Getting Distributor Reps Your Bottles
How you seed samples is as important as the samples themselves
A reader writes with a frustration shared by almost every supplier:
It’s crazy to realize our distributor reps have to work so hard just to get samples to interested accounts! How can we effectively get product into their hands?" It’s a vital question, because if your liquid isn’t actively in a rep's bag, your brand isn't going to sample itself.
Choosing a sampling strategy is a direct trade-off between scale, cost, and human connection.
Look at how William Grant & Sons and Steven Grasse's creative agency Quaker City Mercantile launched Hendrick’s Gin in 2000. Instead of relying on standard distributor fulfillment, they bypassed the traditional corporate pipeline by sending ambassadors to hand-deliver cucumber-laden "curiosity kits" directly to sales reps, accounts, and tastemakers. They knew a commoditized delivery system yields a commoditized response.
To solve this for your own brand, you have to choose your route:
The Easy Route: Wholesaler Fulfillment
This is what most suppliers do.
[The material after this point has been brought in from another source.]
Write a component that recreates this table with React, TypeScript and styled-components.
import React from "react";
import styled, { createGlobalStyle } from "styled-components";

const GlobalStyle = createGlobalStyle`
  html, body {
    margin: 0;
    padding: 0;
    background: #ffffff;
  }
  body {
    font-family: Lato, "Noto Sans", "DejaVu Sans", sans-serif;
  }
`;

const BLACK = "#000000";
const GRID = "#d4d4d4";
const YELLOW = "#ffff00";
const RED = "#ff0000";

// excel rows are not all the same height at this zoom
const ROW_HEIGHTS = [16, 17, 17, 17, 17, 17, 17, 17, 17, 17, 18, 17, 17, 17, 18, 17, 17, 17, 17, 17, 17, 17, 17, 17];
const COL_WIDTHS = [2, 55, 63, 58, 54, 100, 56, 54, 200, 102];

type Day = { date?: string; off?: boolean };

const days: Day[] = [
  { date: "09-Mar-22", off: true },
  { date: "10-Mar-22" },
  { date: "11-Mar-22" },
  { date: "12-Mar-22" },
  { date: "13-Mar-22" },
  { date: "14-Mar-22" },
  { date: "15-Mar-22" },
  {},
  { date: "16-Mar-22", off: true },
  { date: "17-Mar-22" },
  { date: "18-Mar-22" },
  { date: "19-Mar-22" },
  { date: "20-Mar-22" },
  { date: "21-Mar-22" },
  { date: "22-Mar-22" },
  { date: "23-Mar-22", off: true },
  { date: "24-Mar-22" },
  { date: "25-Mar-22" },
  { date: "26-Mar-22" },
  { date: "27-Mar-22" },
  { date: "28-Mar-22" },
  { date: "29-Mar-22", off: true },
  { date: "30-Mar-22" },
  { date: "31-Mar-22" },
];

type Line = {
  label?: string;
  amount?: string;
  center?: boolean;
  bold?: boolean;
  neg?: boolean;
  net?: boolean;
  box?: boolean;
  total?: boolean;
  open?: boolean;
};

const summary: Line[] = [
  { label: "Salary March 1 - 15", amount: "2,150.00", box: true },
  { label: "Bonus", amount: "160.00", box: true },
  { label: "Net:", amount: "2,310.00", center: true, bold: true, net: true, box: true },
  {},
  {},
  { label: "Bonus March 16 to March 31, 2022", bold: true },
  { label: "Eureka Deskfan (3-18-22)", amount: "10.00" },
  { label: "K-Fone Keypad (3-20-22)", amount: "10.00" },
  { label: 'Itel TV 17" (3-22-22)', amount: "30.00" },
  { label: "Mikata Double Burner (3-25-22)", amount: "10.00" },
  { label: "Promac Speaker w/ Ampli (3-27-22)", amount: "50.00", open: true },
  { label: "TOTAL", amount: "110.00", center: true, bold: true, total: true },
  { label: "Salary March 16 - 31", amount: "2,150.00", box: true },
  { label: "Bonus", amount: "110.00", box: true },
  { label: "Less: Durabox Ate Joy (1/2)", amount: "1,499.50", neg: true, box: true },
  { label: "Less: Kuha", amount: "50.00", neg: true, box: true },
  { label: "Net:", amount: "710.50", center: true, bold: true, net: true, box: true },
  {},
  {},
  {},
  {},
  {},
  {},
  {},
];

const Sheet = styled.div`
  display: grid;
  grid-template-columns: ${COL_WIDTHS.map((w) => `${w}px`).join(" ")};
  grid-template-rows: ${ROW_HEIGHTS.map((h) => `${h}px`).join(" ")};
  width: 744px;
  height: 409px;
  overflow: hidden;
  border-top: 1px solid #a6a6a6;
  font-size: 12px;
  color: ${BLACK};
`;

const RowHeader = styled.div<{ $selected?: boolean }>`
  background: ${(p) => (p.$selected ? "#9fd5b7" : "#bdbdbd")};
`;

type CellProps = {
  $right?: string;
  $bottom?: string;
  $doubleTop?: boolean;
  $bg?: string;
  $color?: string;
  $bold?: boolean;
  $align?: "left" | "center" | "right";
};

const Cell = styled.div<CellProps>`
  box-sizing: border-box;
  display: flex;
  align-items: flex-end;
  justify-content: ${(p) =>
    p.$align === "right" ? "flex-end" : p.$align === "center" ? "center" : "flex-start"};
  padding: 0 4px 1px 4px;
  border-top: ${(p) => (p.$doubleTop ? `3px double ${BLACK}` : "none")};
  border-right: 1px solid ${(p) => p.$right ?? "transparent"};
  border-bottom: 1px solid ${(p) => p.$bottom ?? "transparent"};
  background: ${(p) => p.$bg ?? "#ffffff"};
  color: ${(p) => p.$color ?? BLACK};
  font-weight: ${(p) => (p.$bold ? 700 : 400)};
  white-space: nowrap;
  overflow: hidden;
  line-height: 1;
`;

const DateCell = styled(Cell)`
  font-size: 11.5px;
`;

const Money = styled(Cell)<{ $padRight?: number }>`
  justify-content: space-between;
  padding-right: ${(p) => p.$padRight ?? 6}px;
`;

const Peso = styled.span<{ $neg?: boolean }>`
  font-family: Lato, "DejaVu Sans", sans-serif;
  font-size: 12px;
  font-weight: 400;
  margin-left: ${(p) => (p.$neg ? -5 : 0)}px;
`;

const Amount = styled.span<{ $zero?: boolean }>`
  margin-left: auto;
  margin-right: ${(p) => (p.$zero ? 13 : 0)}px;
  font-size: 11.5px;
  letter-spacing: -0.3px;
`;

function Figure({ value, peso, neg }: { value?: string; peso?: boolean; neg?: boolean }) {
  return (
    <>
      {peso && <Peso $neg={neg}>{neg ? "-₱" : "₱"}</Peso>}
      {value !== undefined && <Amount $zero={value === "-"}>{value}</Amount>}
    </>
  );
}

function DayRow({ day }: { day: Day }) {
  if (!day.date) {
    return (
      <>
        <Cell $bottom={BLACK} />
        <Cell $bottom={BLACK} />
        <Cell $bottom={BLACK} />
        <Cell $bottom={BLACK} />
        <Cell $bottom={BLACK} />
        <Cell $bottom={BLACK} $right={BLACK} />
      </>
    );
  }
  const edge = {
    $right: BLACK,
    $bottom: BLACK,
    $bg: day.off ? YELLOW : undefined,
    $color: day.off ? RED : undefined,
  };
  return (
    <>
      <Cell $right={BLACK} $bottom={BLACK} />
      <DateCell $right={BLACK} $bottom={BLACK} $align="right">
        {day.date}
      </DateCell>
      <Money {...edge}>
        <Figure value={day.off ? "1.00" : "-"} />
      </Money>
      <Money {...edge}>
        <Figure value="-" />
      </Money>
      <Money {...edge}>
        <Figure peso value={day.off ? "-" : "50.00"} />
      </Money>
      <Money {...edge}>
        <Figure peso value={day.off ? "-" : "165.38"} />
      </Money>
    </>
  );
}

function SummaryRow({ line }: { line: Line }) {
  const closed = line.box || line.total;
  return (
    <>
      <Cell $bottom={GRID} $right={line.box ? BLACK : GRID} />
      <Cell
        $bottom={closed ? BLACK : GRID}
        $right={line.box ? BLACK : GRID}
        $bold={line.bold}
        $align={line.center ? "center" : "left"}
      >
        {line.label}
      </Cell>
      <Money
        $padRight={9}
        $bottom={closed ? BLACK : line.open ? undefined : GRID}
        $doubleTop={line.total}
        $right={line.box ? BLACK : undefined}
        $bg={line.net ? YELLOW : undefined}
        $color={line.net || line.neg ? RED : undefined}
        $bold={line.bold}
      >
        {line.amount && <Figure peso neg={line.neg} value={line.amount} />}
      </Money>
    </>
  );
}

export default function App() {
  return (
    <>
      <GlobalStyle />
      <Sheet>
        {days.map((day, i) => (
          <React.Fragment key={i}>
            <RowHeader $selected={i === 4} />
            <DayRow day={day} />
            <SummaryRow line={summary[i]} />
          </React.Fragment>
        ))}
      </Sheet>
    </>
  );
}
Let the distributor handle logistics from warehouse inventory. While highly scalable, you completely sacrifice your message. Worse, you risk funding "ghost samples"—bottles that get lost in warehouse noise or end up in a rep's personal home bar instead of a buyer's glass.
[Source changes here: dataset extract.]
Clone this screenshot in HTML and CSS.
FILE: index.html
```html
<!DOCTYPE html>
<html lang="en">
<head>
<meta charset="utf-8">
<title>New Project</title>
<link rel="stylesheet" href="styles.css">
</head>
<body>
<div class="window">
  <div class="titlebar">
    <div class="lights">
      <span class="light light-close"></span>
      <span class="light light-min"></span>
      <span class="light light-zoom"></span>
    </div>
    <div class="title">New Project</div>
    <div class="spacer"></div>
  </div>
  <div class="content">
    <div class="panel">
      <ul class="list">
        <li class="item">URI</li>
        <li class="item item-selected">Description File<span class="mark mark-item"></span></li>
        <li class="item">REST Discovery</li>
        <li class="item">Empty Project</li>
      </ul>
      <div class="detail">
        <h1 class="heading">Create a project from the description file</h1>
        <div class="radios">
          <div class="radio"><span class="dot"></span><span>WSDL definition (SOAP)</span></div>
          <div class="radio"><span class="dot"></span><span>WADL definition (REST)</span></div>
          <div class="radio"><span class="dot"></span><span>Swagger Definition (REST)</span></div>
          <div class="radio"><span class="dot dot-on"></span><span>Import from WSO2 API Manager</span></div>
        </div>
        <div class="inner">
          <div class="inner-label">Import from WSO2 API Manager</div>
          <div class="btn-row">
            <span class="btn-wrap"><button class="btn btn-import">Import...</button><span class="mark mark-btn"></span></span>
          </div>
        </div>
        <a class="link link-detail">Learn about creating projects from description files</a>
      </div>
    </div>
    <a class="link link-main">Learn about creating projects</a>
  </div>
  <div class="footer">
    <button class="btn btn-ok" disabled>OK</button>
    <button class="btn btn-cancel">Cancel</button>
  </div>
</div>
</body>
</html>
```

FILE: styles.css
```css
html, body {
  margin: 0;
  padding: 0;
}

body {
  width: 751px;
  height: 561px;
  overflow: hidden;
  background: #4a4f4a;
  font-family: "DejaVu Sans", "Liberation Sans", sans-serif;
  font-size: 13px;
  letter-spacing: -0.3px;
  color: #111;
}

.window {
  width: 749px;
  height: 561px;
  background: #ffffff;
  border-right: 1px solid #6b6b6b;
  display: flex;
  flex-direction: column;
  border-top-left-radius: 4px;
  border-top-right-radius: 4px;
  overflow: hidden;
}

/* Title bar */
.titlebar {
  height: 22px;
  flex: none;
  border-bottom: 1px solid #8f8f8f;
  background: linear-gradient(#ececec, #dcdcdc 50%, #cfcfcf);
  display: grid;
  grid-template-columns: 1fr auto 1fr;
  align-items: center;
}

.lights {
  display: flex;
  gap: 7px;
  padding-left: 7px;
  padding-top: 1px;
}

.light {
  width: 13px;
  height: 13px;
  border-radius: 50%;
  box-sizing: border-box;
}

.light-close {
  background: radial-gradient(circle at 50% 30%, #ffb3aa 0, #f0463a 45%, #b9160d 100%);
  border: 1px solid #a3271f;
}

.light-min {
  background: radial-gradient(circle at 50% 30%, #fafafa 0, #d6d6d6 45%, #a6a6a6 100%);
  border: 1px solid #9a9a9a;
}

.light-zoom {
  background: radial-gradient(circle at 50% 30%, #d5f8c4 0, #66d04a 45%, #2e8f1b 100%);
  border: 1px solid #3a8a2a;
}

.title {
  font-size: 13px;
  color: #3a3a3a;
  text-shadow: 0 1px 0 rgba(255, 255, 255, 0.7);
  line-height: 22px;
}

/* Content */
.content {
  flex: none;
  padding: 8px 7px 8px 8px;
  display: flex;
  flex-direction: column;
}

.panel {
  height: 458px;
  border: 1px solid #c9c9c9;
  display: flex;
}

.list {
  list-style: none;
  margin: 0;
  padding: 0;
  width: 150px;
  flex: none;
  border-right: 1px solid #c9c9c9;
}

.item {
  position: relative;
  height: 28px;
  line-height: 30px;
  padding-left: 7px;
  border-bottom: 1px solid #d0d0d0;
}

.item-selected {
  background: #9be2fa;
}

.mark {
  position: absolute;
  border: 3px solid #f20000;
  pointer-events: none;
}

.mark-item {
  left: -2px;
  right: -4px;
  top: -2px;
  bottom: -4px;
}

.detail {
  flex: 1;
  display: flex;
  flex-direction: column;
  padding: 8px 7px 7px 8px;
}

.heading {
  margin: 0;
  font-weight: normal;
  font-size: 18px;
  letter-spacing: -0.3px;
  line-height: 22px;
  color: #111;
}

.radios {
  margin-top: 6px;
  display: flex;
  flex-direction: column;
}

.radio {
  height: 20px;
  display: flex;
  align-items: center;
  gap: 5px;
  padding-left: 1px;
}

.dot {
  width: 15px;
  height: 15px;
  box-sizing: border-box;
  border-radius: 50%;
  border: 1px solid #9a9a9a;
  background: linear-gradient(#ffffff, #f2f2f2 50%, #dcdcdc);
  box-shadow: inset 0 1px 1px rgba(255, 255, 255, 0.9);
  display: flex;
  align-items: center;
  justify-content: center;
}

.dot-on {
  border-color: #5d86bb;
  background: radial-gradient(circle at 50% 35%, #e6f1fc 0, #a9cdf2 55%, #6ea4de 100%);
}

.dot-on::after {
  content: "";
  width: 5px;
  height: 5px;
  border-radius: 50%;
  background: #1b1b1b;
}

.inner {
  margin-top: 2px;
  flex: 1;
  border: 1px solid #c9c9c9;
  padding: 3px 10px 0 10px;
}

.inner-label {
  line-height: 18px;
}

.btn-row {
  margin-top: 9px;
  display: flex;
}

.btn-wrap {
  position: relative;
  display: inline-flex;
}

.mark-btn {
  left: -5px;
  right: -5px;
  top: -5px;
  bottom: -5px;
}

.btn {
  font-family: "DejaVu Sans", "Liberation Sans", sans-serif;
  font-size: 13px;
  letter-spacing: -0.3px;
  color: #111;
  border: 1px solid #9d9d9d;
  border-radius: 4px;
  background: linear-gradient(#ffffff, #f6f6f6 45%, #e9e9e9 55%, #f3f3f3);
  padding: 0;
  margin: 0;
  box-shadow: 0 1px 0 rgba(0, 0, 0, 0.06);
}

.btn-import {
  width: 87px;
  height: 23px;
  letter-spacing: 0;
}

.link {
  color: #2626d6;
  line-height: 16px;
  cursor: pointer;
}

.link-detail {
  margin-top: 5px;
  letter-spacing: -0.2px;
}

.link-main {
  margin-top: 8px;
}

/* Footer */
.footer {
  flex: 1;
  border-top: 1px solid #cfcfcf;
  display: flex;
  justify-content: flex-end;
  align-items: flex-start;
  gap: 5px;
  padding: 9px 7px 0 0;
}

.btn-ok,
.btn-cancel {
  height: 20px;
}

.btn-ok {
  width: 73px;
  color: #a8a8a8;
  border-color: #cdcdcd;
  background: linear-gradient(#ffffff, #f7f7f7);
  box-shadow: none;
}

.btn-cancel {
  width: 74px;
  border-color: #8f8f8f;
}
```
The Bespoke Route: Direct-to- Rep
Gather rep home addresses and ship personalized sample kits and swag directly to them. It’s expensive and labor-intensive, but the high-touch impact ensures your bottle actually stands out and makes it into their bag. Note: this is might not be wise financially for a vodka that wholesales for $21, but for a high-margin, $90 luxury spirit, it might make all kinds of sense.
The Hybrid Route: Face-to-Face
Hand-deliver bottles yourself during market visits and general sales meetings. This builds instant rapport with zero shipping friction, though your footprint is strictly capped by your travel calendar. Although, who knows? The market just might benefit from your presence.
Too many brands over-index on the ends of the B2B pipeline while neglecting the critical center: the distributor rep. If your distributor reps don’t feel the magic of your brand, they can’t replicate it for their accounts.
How easy it is to forget that even the cheerleaders need cheerleading.
Transitioning your sampling from a standard logistics chore to a memorable, high-touch touchpoint is another way to turn potentially indifferent gatekeepers into high-performing frontline assets. Seeding samples in a way that is personal and distinctive is another tactic for building genuine rapport.